This is the exact process I use to plan and develop all of my stories, including SoundCheck, my debut novel. My process is based on the storytelling principles my mentor, Larry Brooks, shared in his bestselling writing book, Story Engineering.
The purpose of this program is to help you start your story off on the right foot, by figuring out how to make it work before you spend any time writing the first draft.
I know how frustrating it can be to get 25,000 words into a story and realize you don’t know where you’re going and you have no idea how to end it.
If you figure that stuff out first, you’ll be off to the races.
Has this ever happened in your story:
Your character is on a quest to find a missing watch. He spent the last three scenes retracing steps, questioning bystanders and searching high and low. Then he finds himself at home, trying to piece together the clues, when all of a sudden in walks his sister’s best friend’s mom. She’s holding a clue in her hand that will solve everything. She gives it to the him.
Or what about this…
Your Protagonist is chasing her lover to the airport. He’s about to get on a plane and leave forever. She gets to the airport, and what do you know, they just happen to be giving away free tickets. She grabs herself a ticket, the security guard upgrades her to first class so she can get through security faster, and she catches her lover before his plane leaves.

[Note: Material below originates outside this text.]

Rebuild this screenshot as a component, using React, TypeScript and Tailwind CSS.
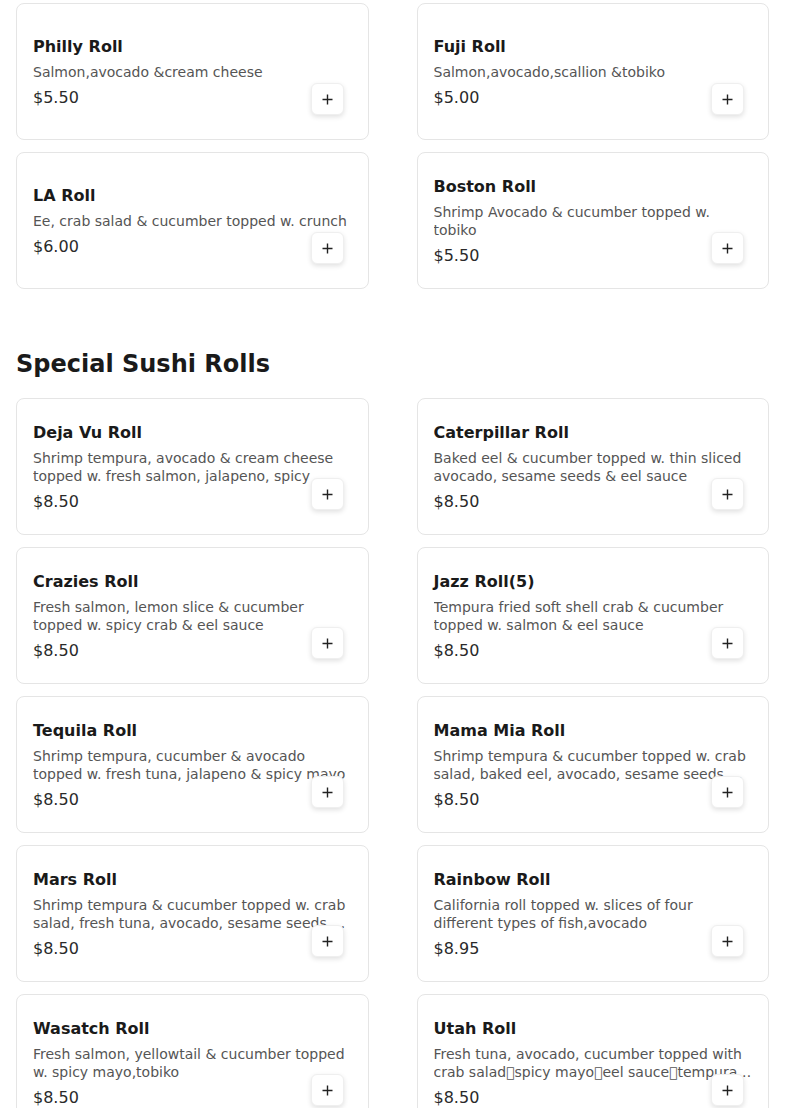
import React from "react";

type Item = { name: string; desc: string; price: string };

const X = "\uE000";

const top: Item[] = [
  { name: "Philly Roll", desc: "Salmon,avocado &cream cheese", price: "$5.50" },
  { name: "Fuji Roll", desc: "Salmon,avocado,scallion &tobiko", price: "$5.00" },
  { name: "LA Roll", desc: "Ee, crab salad & cucumber topped w. crunch", price: "$6.00" },
  { name: "Boston Roll", desc: "Shrimp Avocado & cucumber topped w. tobiko", price: "$5.50" },
];

const special: Item[] = [
  { name: "Deja Vu Roll", desc: "Shrimp tempura, avocado & cream cheese topped w. fresh salmon, jalapeno, spicy", price: "$8.50" },
  { name: "Caterpillar Roll", desc: "Baked eel & cucumber topped w. thin sliced avocado, sesame seeds & eel sauce", price: "$8.50" },
  { name: "Crazies Roll", desc: "Fresh salmon, lemon slice & cucumber topped w. spicy crab & eel sauce", price: "$8.50" },
  { name: "Jazz Roll(5)", desc: "Tempura fried soft shell crab & cucumber topped w. salmon & eel sauce", price: "$8.50" },
  { name: "Tequila Roll", desc: "Shrimp tempura, cucumber & avocado topped w. fresh tuna, jalapeno & spicy mayo", price: "$8.50" },
  { name: "Mama Mia Roll", desc: "Shrimp tempura & cucumber topped w. crab salad, baked eel, avocado, sesame seeds & eel sauce", price: "$8.50" },
  { name: "Mars Roll", desc: "Shrimp tempura & cucumber topped w. crab salad, fresh tuna, avocado, sesame seeds & spicy mayo", price: "$8.50" },
  { name: "Rainbow Roll", desc: "California roll topped w. slices of four different types of fish,avocado", price: "$8.95" },
  { name: "Wasatch Roll", desc: "Fresh salmon, yellowtail & cucumber topped w. spicy mayo,tobiko", price: "$8.50" },
  { name: "Utah Roll", desc: `Fresh tuna, avocado, cucumber topped with crab salad${X}spicy mayo${X}eel sauce${X}tempura flakes`, price: "$8.50" },
];

function Card({ item }: { item: Item }) {
  return (
    <div className="relative flex h-[137px] flex-col justify-center rounded-lg border border-[#e5e5e5] bg-white px-4 pt-[2px]">
      <div className="text-base font-bold leading-6 text-[#1a1a1a]">{item.name}</div>
      <div className="mt-[5px] line-clamp-2 text-sm leading-[17.5px] text-[#555555]">{item.desc}</div>
      <div className="mt-[4.5px] text-base leading-6 text-[#2a2a2a]">{item.price}</div>
      <button className="absolute bottom-6 right-6 flex h-8 w-[33px] items-center justify-center rounded-md border border-[#efefef] bg-white shadow-[0_2px_5px_rgba(0,0,0,0.12)]">
        <svg width="11" height="11" viewBox="0 0 11 11" fill="none" stroke="#222" strokeWidth="1.4">
          <path d="M5.5 0.5v10M0.5 5.5h10" />
        </svg>
      </button>
    </div>
  );
}

export default function App() {
  return (
    <div className="min-h-screen bg-white px-4 pt-[3px]" style={{ fontFamily: '"DejaVu Sans", sans-serif' }}>
      <div className="grid grid-cols-2 gap-x-12 gap-y-3">
        {top.map((it) => (
          <Card key={it.name} item={it} />
        ))}
      </div>
      <h2 className="mb-[18px] mt-[59px] text-2xl font-bold leading-8 text-[#1a1a1a]">Special Sushi Rolls</h2>
      <div className="grid grid-cols-2 gap-x-12 gap-y-3">
        {special.map((it) => (
          <Card key={it.name} item={it} />
        ))}
      </div>
    </div>
  );
}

This is a common thing I see in stories all the time.
I call it the “Convenience Factor,” and it’s a big no-no. As one of my clients says, it’s “lazy storytelling.”
What he means by that is, rather than optimizing the story in a way that moves it forward and ties into the plot, the writer uses convenience methods to make things happen: adding a random character in to deliver important information, dropping things in your Protagonist’s lap and not actually forcing him to do any work.
Rather than convenience, spend time planning and developing your story, that way you know exactly what has to happen in the story, and how your Protagonist will be receiving the important information he needs in order to move forward and become the hero. Then you won’t have to do any convenience adding, just to fill space or try to explain something that doesn’t really fit in the story.
Whenever I see Convenience Factor in a manuscript, nine times out of 10 I know the writer did very little, if any, planning before writing the draft. And that’s a huge problem.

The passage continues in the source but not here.